I feel this is more like a textbook, something that a student of Indian history may be happy to plough through, but as somebody just reading it for leisure and pleasure, I just felt like there was simply too much information to absorb. I don't read textbooks for pleasure.

Would love to give this more than the 3 stars, but I didn't finish it, and to be honest I am only giving it 3 stars because I figure the amount of work the author has clearly put into it doesn't deserve less.

Cricket and social history superbly combined5
I've never bothered much with cricket books, aside from stats compilations, compendia of cricket journalism, and a few snatches of Brian Close's autobiography in the school library over 20 years ago when I should have been reading Jane Austen. However, I'm unreservedly recommending this one.

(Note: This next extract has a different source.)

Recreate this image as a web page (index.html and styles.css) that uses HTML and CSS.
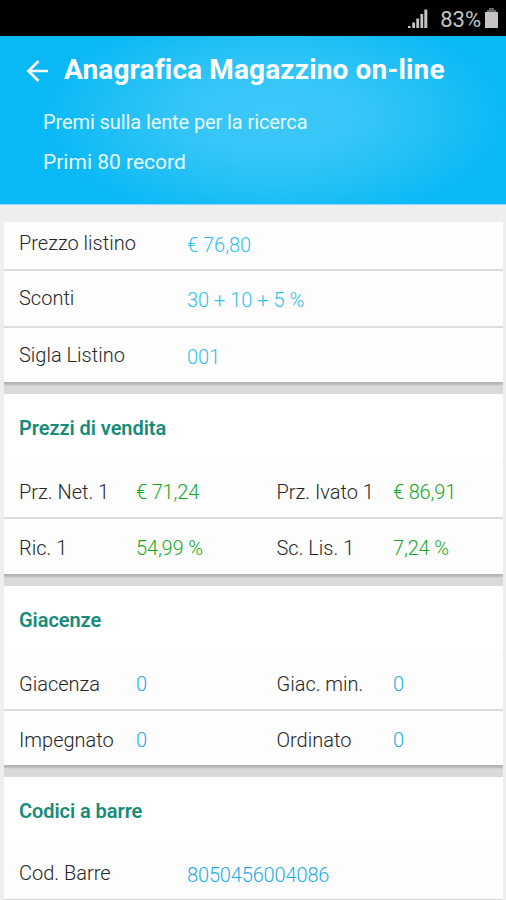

It's a social history of both India and the game there, following its founding in colonial times up until the latter-day clashes with Pakistan. It only really describes matches when they're relevant to the socio-political context, concentrating especially on the Bombay Quadrangular, a competition in the 1920s and 30s where the teams competed along religious/ethnic lines. It highlights the early, and unsung, heroes of Indian cricket - Baloo Palwankar and CK Nayudu - and evokes the country's irrational love of an imported sport brilliantly from start to finish. Good debunking too of the myth behind Lord Harris - proven here not to have been the game's founding father in India at all - and a great account of England's first tour there in the 1930s under one D Jardine, the year after Bodyline.

Meticulously researched and written throughout, it has to be a better bet than self-serving autobiographies and tedious tour diaries.